RECORDS FOR THIS TASK »
╭──

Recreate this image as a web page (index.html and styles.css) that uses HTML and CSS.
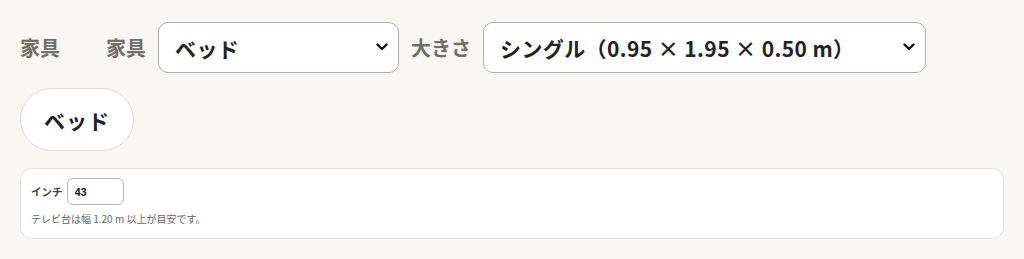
FILE: index.html
```html
<!DOCTYPE html>
<html lang="ja">
<head>
    <meta charset="UTF-8">
    <meta name="viewport" content="width=device-width, initial-scale=1.0">
    <title>家具</title>
    <link rel="stylesheet" href="styles.css">
</head>
<body>

    <!-- Furniture picker -->
    <div class="picker">
        <span class="section-title">家具</span>

        <label class="field">
            <span class="field-label">家具</span>
            <span class="select-wrap select-type">
                <select>
                    <option>ベッド</option>
                    <option>ソファ</option>
                    <option>テレビ台</option>
                </select>
                <svg class="chevron" viewBox="0 0 12 8" aria-hidden="true"><path d="M1.5 1.5 L6 6 L10.5 1.5" fill="none" stroke="#111" stroke-width="2.4" stroke-linecap="round" stroke-linejoin="round"/></svg>
            </span>
        </label>

        <label class="field">
            <span class="field-label">大きさ</span>
            <span class="select-wrap select-size">
                <select>
                    <option>シングル（0.95 × 1.95 × 0.50 m）</option>
                    <option>セミダブル（1.20 × 1.95 × 0.50 m）</option>
                    <option>ダブル（1.40 × 1.95 × 0.50 m）</option>
                </select>
                <svg class="chevron" viewBox="0 0 12 8" aria-hidden="true"><path d="M1.5 1.5 L6 6 L10.5 1.5" fill="none" stroke="#111" stroke-width="2.4" stroke-linecap="round" stroke-linejoin="round"/></svg>
            </span>
        </label>

        <button class="pill">ベッド</button>
    </div>

    <!-- TV size card -->
    <div class="card">
        <label class="inch-row">
            <span class="inch-label">インチ</span>
            <input class="inch-input" type="text" value="43">
        </label>
        <p class="hint">テレビ台は幅 1.20 m 以上が目安です。</p>
    </div>

</body>
</html>
```

FILE: styles.css
```css
body {
    margin: 0;
    padding: 22px 20px 0;
    background-color: #f8f7f2; /* warm off-white */
    font-family: "Noto Sans CJK JP", "Liberation Sans", sans-serif;
    color: #222;
}

/* Top row: title, selects, pill button */
.picker {
    display: flex;
    flex-wrap: wrap;
    align-items: center;
    gap: 15px 12px;
}

.section-title {
    width: 74px;
    font-size: 20px;
    font-weight: 700;
    color: #726d65;
}

.field {
    display: flex;
    align-items: center;
    gap: 12px;
}

.field-label {
    font-size: 20px;
    font-weight: 700;
    color: #726d65;
}

.select-wrap {
    position: relative;
    display: block;
}

.select-wrap select {
    appearance: none;
    -webkit-appearance: none;
    width: 100%;
    height: 51px;
    padding: 0 40px 0 16px;
    font-family: inherit;
    font-size: 21px;
    font-weight: 700;
    letter-spacing: 0.4px;
    color: #222;
    background-color: #fff;
    border: 1.5px solid #b3b0aa;
    border-radius: 10px;
}

.select-type {
    width: 241px;
}

.select-size {
    width: 443px;
}

/* Drawn arrow over the select */
.chevron {
    position: absolute;
    right: 11px;
    top: 21px;
    width: 12px;
    height: 8px;
    pointer-events: none;
}

.pill {
    height: 63px;
    padding: 0 23px;
    font-family: inherit;
    font-size: 21px;
    font-weight: 700;
    letter-spacing: 1px;
    color: #222;
    background-color: #fff;
    border: 1.5px solid #dcdad5;
    border-radius: 32px;
}

/* Card below */
.card {
    margin-top: 17px;
    padding: 9px 10px 12px;
    background-color: #fff;
    border: 1px solid #e3e1dc;
    border-radius: 12px;
}

.inch-row {
    display: flex;
    align-items: center;
    gap: 4px;
}

.inch-label {
    font-size: 10.5px;
    font-weight: 700;
    color: #444;
}

.inch-input {
    box-sizing: border-box;
    width: 57px;
    height: 27px;
    padding: 0 7px;
    font-family: "Liberation Sans", sans-serif;
    font-size: 11px;
    font-weight: 700;
    color: #111;
    border: 1px solid #b9b6b0;
    border-radius: 6px;
}

.hint {
    margin: 6px 0 0;
    font-size: 10px;
    color: #666;
}
```
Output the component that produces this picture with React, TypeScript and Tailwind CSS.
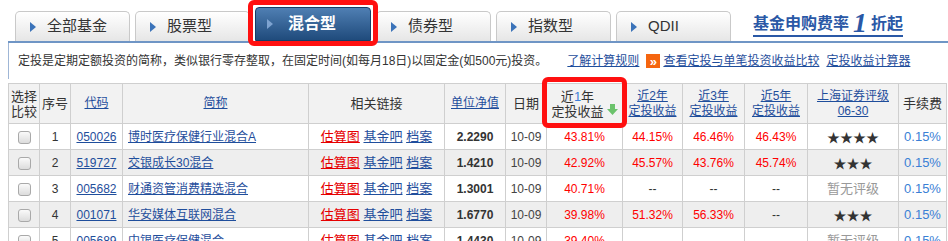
import React from "react";

const tabs = ["全部基金", "股票型", "混合型", "债券型", "指数型", "QDII"];

type Row = {
  no: number;
  code: string;
  name: string;
  nav: string;
  y1: string;
  y2: string;
  y3: string;
  y5: string;
  stars: number;
};

const rows: Row[] = [
  { no: 1, code: "050026", name: "博时医疗保健行业混合A", nav: "2.2290", y1: "43.81%", y2: "44.15%", y3: "46.46%", y5: "46.43%", stars: 4 },
  { no: 2, code: "519727", name: "交银成长30混合", nav: "1.4210", y1: "42.92%", y2: "45.57%", y3: "43.76%", y5: "45.74%", stars: 3 },
  { no: 3, code: "005682", name: "财通资管消费精选混合", nav: "1.3001", y1: "40.71%", y2: "--", y3: "--", y5: "--", stars: 0 },
  { no: 4, code: "001071", name: "华安媒体互联网混合", nav: "1.6770", y1: "39.98%", y2: "51.32%", y3: "56.33%", y5: "--", stars: 3 },
  { no: 5, code: "005689", name: "中银医疗保健混合", nav: "1.4430", y1: "39.40%", y2: "--", y3: "--", y5: "--", stars: 0 },
];

const widths = [31, 31, 52, 186, 136, 61, 41, 76, 60, 62, 63, 91, 48];

function Tab({ label, active }: { label: string; active: boolean }) {
  if (active) {
    return (
      <div className="w-[116px] h-[34px] flex items-center pl-[11px] rounded-t-[4px] border border-[#163c66] bg-gradient-to-b from-[#4f7fb3] to-[#1f4b7c]">
        <span className="border-y-[5px] border-y-transparent border-l-[6px] border-l-[#7ea3d0]" />
        <span className="ml-[15px] text-[16px] font-bold text-white">{label}</span>
      </div>
    );
  }
  return (
    <div className="w-[115px] h-[30px] flex items-center pl-[14px] rounded-t-[5px] border border-b-0 border-[#c9c9c9] bg-gradient-to-b from-white to-[#e6e6e6]">
      <span className="border-y-[5px] border-y-transparent border-l-[6px] border-l-[#3b73b9]" />
      <span className="ml-[11px] text-[15px] text-[#333]">{label}</span>
    </div>
  );
}

function Checkbox() {
  return (
    <span className="inline-block w-[13px] h-[13px] rounded-[3px] border border-[#a9a9a9] bg-gradient-to-b from-[#fafafa] to-[#dcdcdc] align-middle" />
  );
}

function Link({ children, red }: { children: React.ReactNode; red?: boolean }) {
  return <a className={red ? "underline text-[#e60000]" : "underline text-[#1f4e9c]"}>{children}</a>;
}

export default function App() {
  return (
    <div className="relative w-[948px] h-[241px] overflow-hidden bg-white text-[12px] text-[#333] font-['Liberation_Sans','Noto_Sans_CJK_SC',sans-serif]">
      {/* tabs */}
      <div className="h-[41px] flex items-end pl-[15px] gap-[5px]">
        {tabs.map((t) => (
          <Tab key={t} label={t} active={t === "混合型"} />
        ))}
        <div className="ml-[17px] self-start mt-[12px] flex items-end border-b-2 border-[#2a58a6] pb-[1px] text-[#2a58a6] font-bold text-[16px] leading-[20px]">
          基金申购费率
          <span className="mx-[4px] font-['Liberation_Serif',serif] italic text-[28px] leading-[22px]">1</span>
          折起
        </div>
      </div>
      <div className="h-[2px] ml-[8px] bg-[#6f95c5]" />

      {/* info line */}
      <div className="ml-[8px] h-[36px] border-l border-[#9fb6d6] flex items-center pl-[9px]">
        <span>定投是定期定额投资的简称，类似银行零存整取，在固定时间(如每月18日)以固定金(如500元)投资。</span>
        <span className="ml-[20px]">
          <Link>了解计算规则</Link>
        </span>
        <span className="ml-[7px] w-[14px] h-[14px] bg-[#f5650f] text-white text-[13px] leading-[13px] font-bold flex items-center justify-center">»</span>
        <span className="ml-[3px]">
          <Link>查看定投与单笔投资收益比较</Link>
        </span>
        <span className="ml-[7px]">
          <Link>定投收益计算器</Link>
        </span>
      </div>

      {/* table */}
      <table className="mt-[4px] ml-[8px] w-[939px] table-fixed border-collapse text-center">
        <colgroup>
          {widths.map((w, i) => (
            <col key={i} style={{ width: w }} />
          ))}
        </colgroup>
        <thead>
          <tr className="h-[40px] bg-[#f2f2f2] leading-[15px]">
            <th className="border border-[#cfcfcf] font-normal text-[13px] leading-[15px]">选择<br />比较</th>
            <th className="border border-[#cfcfcf] font-normal text-[13px]">序号</th>
            <th className="border border-[#cfcfcf] font-normal"><Link>代码</Link></th>
            <th className="border border-[#cfcfcf] font-normal"><Link>简称</Link></th>
            <th className="border border-[#cfcfcf] font-normal text-[13px]">相关链接</th>
            <th className="border border-[#cfcfcf] font-normal"><Link>单位净值</Link></th>
            <th className="border border-[#cfcfcf] font-normal text-[13px]">日期</th>
            <th className="border border-[#cfcfcf] font-normal">
              <span className="inline-flex items-end">
                <span className="text-[13px] leading-[15px]">
                  近<span className="text-[#3b7dd8]">1</span>年<br />定投收益
                </span>
                <svg width="11" height="11" viewBox="0 0 11 11" className="ml-[3px] mb-[4px]">
                  <path d="M3 0h5v5h3l-5.5 6L0 5h3z" fill="#6cc36c" />
                </svg>
              </span>
            </th>
            <th className="border border-[#cfcfcf] font-normal"><Link>近2年<br />定投收益</Link></th>
            <th className="border border-[#cfcfcf] font-normal"><Link>近3年<br />定投收益</Link></th>
            <th className="border border-[#cfcfcf] font-normal"><Link>近5年<br />定投收益</Link></th>
            <th className="border border-[#cfcfcf] font-normal"><Link>上海证券评级<br />06-30</Link></th>
            <th className="border border-[#cfcfcf] font-normal text-[13px]">手续费</th>
          </tr>
        </thead>
        <tbody>
          {rows.map((r, i) => (
            <tr key={r.code} className={i % 2 === 1 ? "h-[26px] bg-[#eeeeee]" : "h-[26px] bg-white"}>
              <td className="border border-[#cfcfcf]"><Checkbox /></td>
              <td className="border border-[#cfcfcf]">{r.no}</td>
              <td className="border border-[#cfcfcf]"><Link>{r.code}</Link></td>
              <td className="border border-[#cfcfcf] text-left pl-[5px]"><Link>{r.name}</Link></td>
              <td className="border border-[#cfcfcf] text-[13px]">
                <Link red>估算图</Link> <Link>基金吧</Link> <Link>档案</Link>
              </td>
              <td className="border border-[#cfcfcf] font-bold text-[#333]">{r.nav}</td>
              <td className="border border-[#cfcfcf] text-[#444]">10-09</td>
              <td className="border border-[#cfcfcf] text-[#f00]">{r.y1}</td>
              <td className={r.y2 === "--" ? "border border-[#cfcfcf]" : "border border-[#cfcfcf] text-[#f00]"}>{r.y2}</td>
              <td className={r.y3 === "--" ? "border border-[#cfcfcf]" : "border border-[#cfcfcf] text-[#f00]"}>{r.y3}</td>
              <td className={r.y5 === "--" ? "border border-[#cfcfcf]" : "border border-[#cfcfcf] text-[#f00]"}>{r.y5}</td>
              <td className="border border-[#cfcfcf]">
                {r.stars > 0 ? (
                  <span className="text-[13px] text-[#333] font-['Noto_Sans_CJK_SC',sans-serif]">{"★".repeat(r.stars)}</span>
                ) : (
                  <span className="text-[13px] text-[#999]">暂无评级</span>
                )}
              </td>
              <td className="border border-[#cfcfcf] text-[13px] text-[#3a7fd5]">0.15%</td>
            </tr>
          ))}
        </tbody>
      </table>

      {/* highlight boxes */}
      <div className="absolute left-[248px] top-0 w-[130px] h-[46px] border-[5px] border-[#ff1010] rounded-[6px]" />
      <div className="absolute left-[542px] top-[77px] w-[85px] h-[51px] border-[5px] border-[#ff1010] rounded-[6px]" />
    </div>
  );
}
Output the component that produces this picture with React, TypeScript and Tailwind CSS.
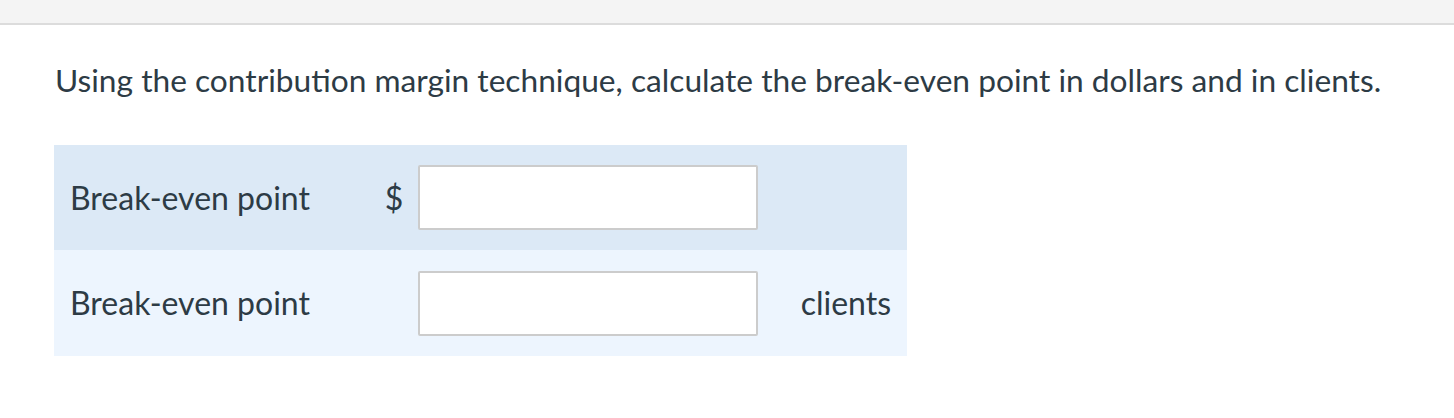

╰──

Say how many lines of the listing above contain "React", with no other words.

TASK OUTPUT » 4